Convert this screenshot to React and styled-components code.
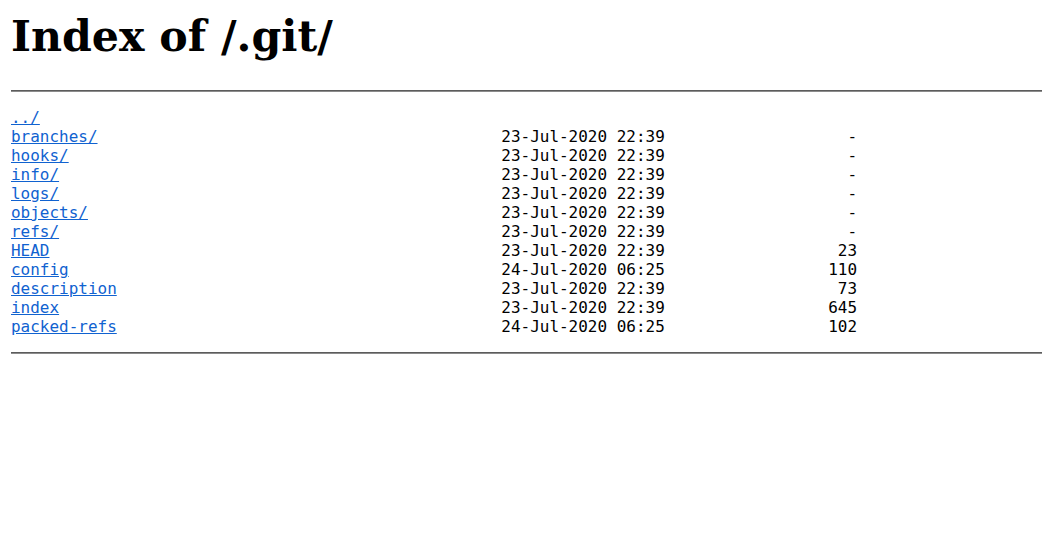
import React from "react";
import styled, { createGlobalStyle } from "styled-components";

const Global = createGlobalStyle`
  html, body { margin: 0; padding: 0; background: #fff; }
  body { padding: 0 0 0 11px; }
`;

const Title = styled.h1`
  margin: 0;
  padding-top: 12px;
  height: 90px;
  box-sizing: border-box;
  font-family: "DejaVu Serif", serif;
  font-weight: bold;
  font-size: 42.7px;
  line-height: 48px;
  color: #000;
`;

const Rule = styled.hr`
  margin: 0;
  height: 0;
  border: 0;
  border-top: 1px solid #5c5c5c;
  border-bottom: 1px solid #8c8c8c;
`;

const Listing = styled.div`
  padding: 16px 0 16px;
  font-family: "DejaVu Sans Mono", monospace;
  font-size: 15.97px;
  line-height: 19px;
  color: #000;
`;

const Row = styled.div`
  display: grid;
  grid-template-columns: 51ch 17ch 20ch;
  white-space: pre;
`;

const Name = styled.a`
  justify-self: start;
  color: #1062d0;
  text-decoration: underline;
`;

const DateCell = styled.span``;

const Size = styled.span`
  text-align: right;
`;

const entries = [
  { name: "../" },
  { name: "branches/", date: "23-Jul-2020 22:39", size: "-" },
  { name: "hooks/", date: "23-Jul-2020 22:39", size: "-" },
  { name: "info/", date: "23-Jul-2020 22:39", size: "-" },
  { name: "logs/", date: "23-Jul-2020 22:39", size: "-" },
  { name: "objects/", date: "23-Jul-2020 22:39", size: "-" },
  { name: "refs/", date: "23-Jul-2020 22:39", size: "-" },
  { name: "HEAD", date: "23-Jul-2020 22:39", size: "23" },
  { name: "config", date: "24-Jul-2020 06:25", size: "110" },
  { name: "description", date: "23-Jul-2020 22:39", size: "73" },
  { name: "index", date: "23-Jul-2020 22:39", size: "645" },
  { name: "packed-refs", date: "24-Jul-2020 06:25", size: "102" },
];

export default function App() {
  return (
    <>
      <Global />
      <Title>Index of /.git/</Title>
      <Rule />
      <Listing>
        {entries.map((e) => (
          <Row key={e.name}>
            <Name href={e.name}>{e.name}</Name>
            <DateCell>{e.date || ""}</DateCell>
            <Size>{e.size || ""}</Size>
          </Row>
        ))}
      </Listing>
      <Rule />
    </>
  );
}
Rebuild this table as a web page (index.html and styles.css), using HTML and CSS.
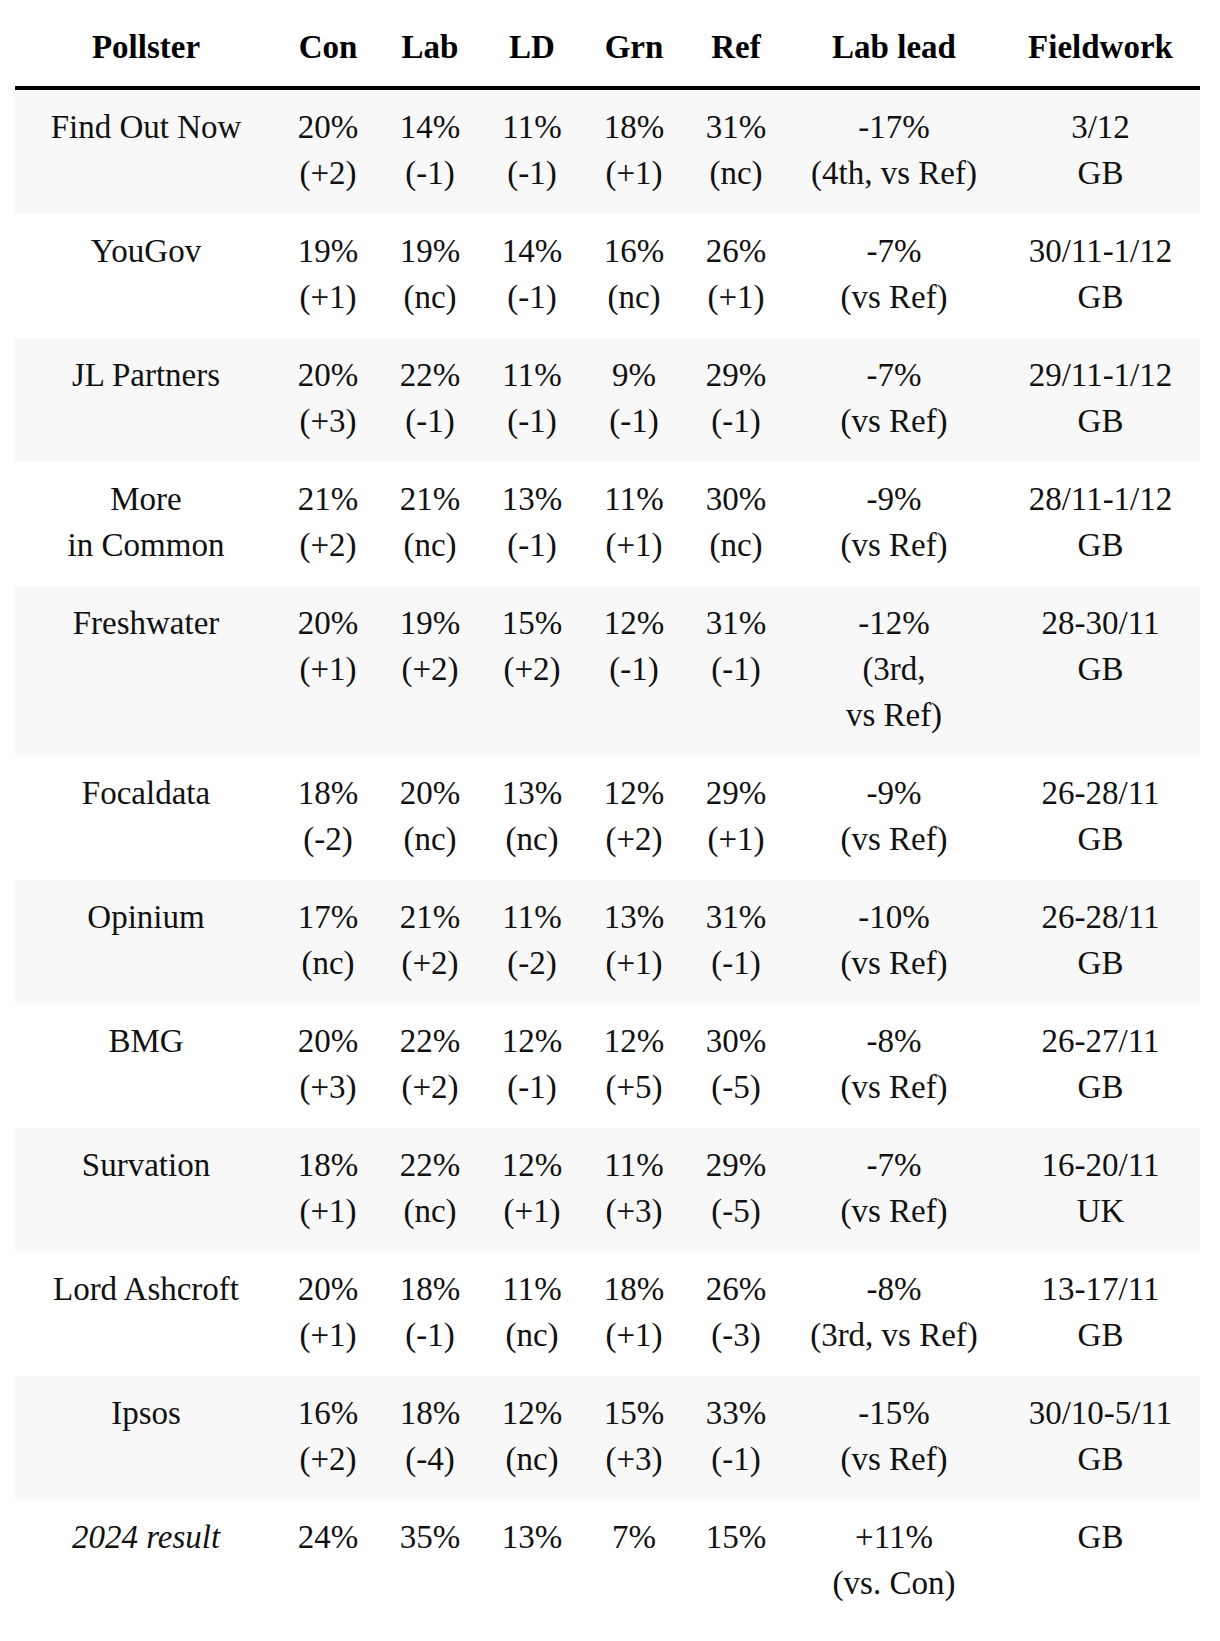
FILE: index.html
```html
<!DOCTYPE html>
<html lang="en">
<head>
<meta charset="utf-8">
<title>Polls</title>
<link rel="stylesheet" href="styles.css">
</head>
<body>
<div class="wrap">
<table class="polls">
<colgroup>
<col class="c-poll"><col class="c-num"><col class="c-num"><col class="c-num"><col class="c-num"><col class="c-num"><col class="c-lead"><col class="c-field">
</colgroup>
<thead>
<tr><th>Pollster</th><th>Con</th><th>Lab</th><th>LD</th><th>Grn</th><th>Ref</th><th>Lab lead</th><th>Fieldwork</th></tr>
</thead>
<tbody>
<tr><td>Find Out Now</td><td>20%<br>(+2)</td><td>14%<br>(-1)</td><td>11%<br>(-1)</td><td>18%<br>(+1)</td><td>31%<br>(nc)</td><td>-17%<br>(4th, vs Ref)</td><td>3/12<br>GB</td></tr>
<tr><td>YouGov</td><td>19%<br>(+1)</td><td>19%<br>(nc)</td><td>14%<br>(-1)</td><td>16%<br>(nc)</td><td>26%<br>(+1)</td><td>-7%<br>(vs Ref)</td><td>30/11-1/12<br>GB</td></tr>
<tr><td>JL Partners</td><td>20%<br>(+3)</td><td>22%<br>(-1)</td><td>11%<br>(-1)</td><td>9%<br>(-1)</td><td>29%<br>(-1)</td><td>-7%<br>(vs Ref)</td><td>29/11-1/12<br>GB</td></tr>
<tr><td>More<br>in Common</td><td>21%<br>(+2)</td><td>21%<br>(nc)</td><td>13%<br>(-1)</td><td>11%<br>(+1)</td><td>30%<br>(nc)</td><td>-9%<br>(vs Ref)</td><td>28/11-1/12<br>GB</td></tr>
<tr><td>Freshwater</td><td>20%<br>(+1)</td><td>19%<br>(+2)</td><td>15%<br>(+2)</td><td>12%<br>(-1)</td><td>31%<br>(-1)</td><td>-12%<br>(3rd,<br>vs Ref)</td><td>28-30/11<br>GB</td></tr>
<tr><td>Focaldata</td><td>18%<br>(-2)</td><td>20%<br>(nc)</td><td>13%<br>(nc)</td><td>12%<br>(+2)</td><td>29%<br>(+1)</td><td>-9%<br>(vs Ref)</td><td>26-28/11<br>GB</td></tr>
<tr><td>Opinium</td><td>17%<br>(nc)</td><td>21%<br>(+2)</td><td>11%<br>(-2)</td><td>13%<br>(+1)</td><td>31%<br>(-1)</td><td>-10%<br>(vs Ref)</td><td>26-28/11<br>GB</td></tr>
<tr><td>BMG</td><td>20%<br>(+3)</td><td>22%<br>(+2)</td><td>12%<br>(-1)</td><td>12%<br>(+5)</td><td>30%<br>(-5)</td><td>-8%<br>(vs Ref)</td><td>26-27/11<br>GB</td></tr>
<tr><td>Survation</td><td>18%<br>(+1)</td><td>22%<br>(nc)</td><td>12%<br>(+1)</td><td>11%<br>(+3)</td><td>29%<br>(-5)</td><td>-7%<br>(vs Ref)</td><td>16-20/11<br>UK</td></tr>
<tr><td>Lord Ashcroft</td><td>20%<br>(+1)</td><td>18%<br>(-1)</td><td>11%<br>(nc)</td><td>18%<br>(+1)</td><td>26%<br>(-3)</td><td>-8%<br>(3rd, vs Ref)</td><td>13-17/11<br>GB</td></tr>
<tr><td>Ipsos</td><td>16%<br>(+2)</td><td>18%<br>(-4)</td><td>12%<br>(nc)</td><td>15%<br>(+3)</td><td>33%<br>(-1)</td><td>-15%<br>(vs Ref)</td><td>30/10-5/11<br>GB</td></tr>
<tr class="result"><td><em>2024 result</em></td><td>24%</td><td>35%</td><td>13%</td><td>7%</td><td>15%</td><td>+11%<br>(vs. Con)</td><td>GB</td></tr>
</tbody>
</table>
</div>
</body>
</html>
```

FILE: styles.css
```css
html, body {
  margin: 0;
  padding: 0;
  background: #ffffff;
}

.wrap {
  padding: 8px 0 0 15px;
}

.polls {
  width: 1185px;
  border-collapse: collapse;
  table-layout: fixed;
  font-family: "Liberation Serif", "Times New Roman", serif;
  font-size: 33px;
  line-height: 46px;
  color: #111111;
}

.c-poll { width: 262px; }
.c-num { width: 102px; }
.c-lead { width: 214px; }
.c-field { width: 199px; }

.polls th,
.polls td {
  text-align: center;
  vertical-align: top;
  padding: 14px 0 18px;
  white-space: nowrap;
}

.polls th {
  font-weight: bold;
  color: #000000;
  padding: 16px 0;
}

.polls thead tr {
  border-bottom: 4px solid #000000;
}

.polls tbody tr:nth-child(odd) {
  background: #f8f8f8;
}

.polls em {
  font-style: italic;
}
```
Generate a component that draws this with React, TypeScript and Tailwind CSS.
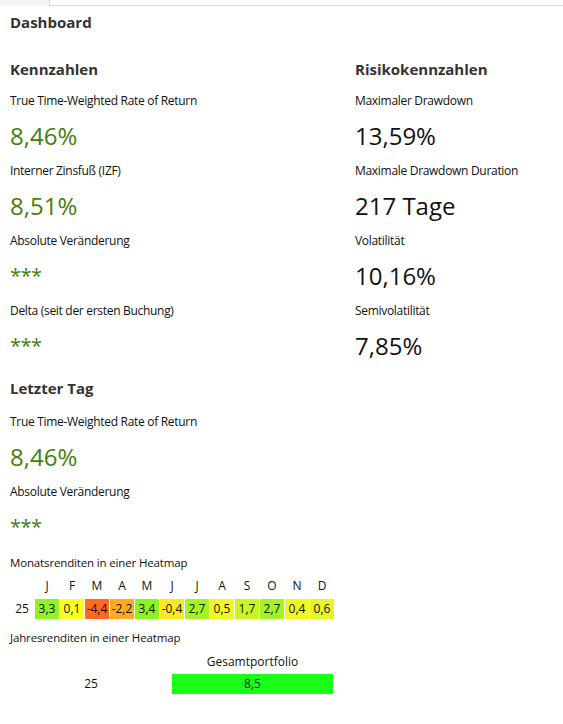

OBJECTIVE:
Copy out the whole listing exactly, and don't carry over any pictures.

RESULT FOR THIS TASK:
Convert this screenshot to React and styled-components code.
import React from "react";
import styled, { createGlobalStyle } from "styled-components";

const Global = createGlobalStyle`
  html, body { margin: 0; padding: 0; background: #fff; }
  body { padding: 0 0 0 11px; }
`;

const Title = styled.h1`
  margin: 0;
  padding-top: 12px;
  height: 90px;
  box-sizing: border-box;
  font-family: "DejaVu Serif", serif;
  font-weight: bold;
  font-size: 42.7px;
  line-height: 48px;
  color: #000;
`;

const Rule = styled.hr`
  margin: 0;
  height: 0;
  border: 0;
  border-top: 1px solid #5c5c5c;
  border-bottom: 1px solid #8c8c8c;
`;

const Listing = styled.div`
  padding: 16px 0 16px;
  font-family: "DejaVu Sans Mono", monospace;
  font-size: 15.97px;
  line-height: 19px;
  color: #000;
`;

const Row = styled.div`
  display: grid;
  grid-template-columns: 51ch 17ch 20ch;
  white-space: pre;
`;

const Name = styled.a`
  justify-self: start;
  color: #1062d0;
  text-decoration: underline;
`;

const DateCell = styled.span``;

const Size = styled.span`
  text-align: right;
`;

const entries = [
  { name: "../" },
  { name: "branches/", date: "23-Jul-2020 22:39", size: "-" },
  { name: "hooks/", date: "23-Jul-2020 22:39", size: "-" },
  { name: "info/", date: "23-Jul-2020 22:39", size: "-" },
  { name: "logs/", date: "23-Jul-2020 22:39", size: "-" },
  { name: "objects/", date: "23-Jul-2020 22:39", size: "-" },
  { name: "refs/", date: "23-Jul-2020 22:39", size: "-" },
  { name: "HEAD", date: "23-Jul-2020 22:39", size: "23" },
  { name: "config", date: "24-Jul-2020 06:25", size: "110" },
  { name: "description", date: "23-Jul-2020 22:39", size: "73" },
  { name: "index", date: "23-Jul-2020 22:39", size: "645" },
  { name: "packed-refs", date: "24-Jul-2020 06:25", size: "102" },
];

export default function App() {
  return (
    <>
      <Global />
      <Title>Index of /.git/</Title>
      <Rule />
      <Listing>
        {entries.map((e) => (
          <Row key={e.name}>
            <Name href={e.name}>{e.name}</Name>
            <DateCell>{e.date || ""}</DateCell>
            <Size>{e.size || ""}</Size>
          </Row>
        ))}
      </Listing>
      <Rule />
    </>
  );
}
Rebuild this table as a web page (index.html and styles.css), using HTML and CSS.
FILE: index.html
```html
<!DOCTYPE html>
<html lang="en">
<head>
<meta charset="utf-8">
<title>Polls</title>
<link rel="stylesheet" href="styles.css">
</head>
<body>
<div class="wrap">
<table class="polls">
<colgroup>
<col class="c-poll"><col class="c-num"><col class="c-num"><col class="c-num"><col class="c-num"><col class="c-num"><col class="c-lead"><col class="c-field">
</colgroup>
<thead>
<tr><th>Pollster</th><th>Con</th><th>Lab</th><th>LD</th><th>Grn</th><th>Ref</th><th>Lab lead</th><th>Fieldwork</th></tr>
</thead>
<tbody>
<tr><td>Find Out Now</td><td>20%<br>(+2)</td><td>14%<br>(-1)</td><td>11%<br>(-1)</td><td>18%<br>(+1)</td><td>31%<br>(nc)</td><td>-17%<br>(4th, vs Ref)</td><td>3/12<br>GB</td></tr>
<tr><td>YouGov</td><td>19%<br>(+1)</td><td>19%<br>(nc)</td><td>14%<br>(-1)</td><td>16%<br>(nc)</td><td>26%<br>(+1)</td><td>-7%<br>(vs Ref)</td><td>30/11-1/12<br>GB</td></tr>
<tr><td>JL Partners</td><td>20%<br>(+3)</td><td>22%<br>(-1)</td><td>11%<br>(-1)</td><td>9%<br>(-1)</td><td>29%<br>(-1)</td><td>-7%<br>(vs Ref)</td><td>29/11-1/12<br>GB</td></tr>
<tr><td>More<br>in Common</td><td>21%<br>(+2)</td><td>21%<br>(nc)</td><td>13%<br>(-1)</td><td>11%<br>(+1)</td><td>30%<br>(nc)</td><td>-9%<br>(vs Ref)</td><td>28/11-1/12<br>GB</td></tr>
<tr><td>Freshwater</td><td>20%<br>(+1)</td><td>19%<br>(+2)</td><td>15%<br>(+2)</td><td>12%<br>(-1)</td><td>31%<br>(-1)</td><td>-12%<br>(3rd,<br>vs Ref)</td><td>28-30/11<br>GB</td></tr>
<tr><td>Focaldata</td><td>18%<br>(-2)</td><td>20%<br>(nc)</td><td>13%<br>(nc)</td><td>12%<br>(+2)</td><td>29%<br>(+1)</td><td>-9%<br>(vs Ref)</td><td>26-28/11<br>GB</td></tr>
<tr><td>Opinium</td><td>17%<br>(nc)</td><td>21%<br>(+2)</td><td>11%<br>(-2)</td><td>13%<br>(+1)</td><td>31%<br>(-1)</td><td>-10%<br>(vs Ref)</td><td>26-28/11<br>GB</td></tr>
<tr><td>BMG</td><td>20%<br>(+3)</td><td>22%<br>(+2)</td><td>12%<br>(-1)</td><td>12%<br>(+5)</td><td>30%<br>(-5)</td><td>-8%<br>(vs Ref)</td><td>26-27/11<br>GB</td></tr>
<tr><td>Survation</td><td>18%<br>(+1)</td><td>22%<br>(nc)</td><td>12%<br>(+1)</td><td>11%<br>(+3)</td><td>29%<br>(-5)</td><td>-7%<br>(vs Ref)</td><td>16-20/11<br>UK</td></tr>
<tr><td>Lord Ashcroft</td><td>20%<br>(+1)</td><td>18%<br>(-1)</td><td>11%<br>(nc)</td><td>18%<br>(+1)</td><td>26%<br>(-3)</td><td>-8%<br>(3rd, vs Ref)</td><td>13-17/11<br>GB</td></tr>
<tr><td>Ipsos</td><td>16%<br>(+2)</td><td>18%<br>(-4)</td><td>12%<br>(nc)</td><td>15%<br>(+3)</td><td>33%<br>(-1)</td><td>-15%<br>(vs Ref)</td><td>30/10-5/11<br>GB</td></tr>
<tr class="result"><td><em>2024 result</em></td><td>24%</td><td>35%</td><td>13%</td><td>7%</td><td>15%</td><td>+11%<br>(vs. Con)</td><td>GB</td></tr>
</tbody>
</table>
</div>
</body>
</html>
```

FILE: styles.css
```css
html, body {
  margin: 0;
  padding: 0;
  background: #ffffff;
}

.wrap {
  padding: 8px 0 0 15px;
}

.polls {
  width: 1185px;
  border-collapse: collapse;
  table-layout: fixed;
  font-family: "Liberation Serif", "Times New Roman", serif;
  font-size: 33px;
  line-height: 46px;
  color: #111111;
}

.c-poll { width: 262px; }
.c-num { width: 102px; }
.c-lead { width: 214px; }
.c-field { width: 199px; }

.polls th,
.polls td {
  text-align: center;
  vertical-align: top;
  padding: 14px 0 18px;
  white-space: nowrap;
}

.polls th {
  font-weight: bold;
  color: #000000;
  padding: 16px 0;
}

.polls thead tr {
  border-bottom: 4px solid #000000;
}

.polls tbody tr:nth-child(odd) {
  background: #f8f8f8;
}

.polls em {
  font-style: italic;
}
```
Generate a component that draws this with React, TypeScript and Tailwind CSS.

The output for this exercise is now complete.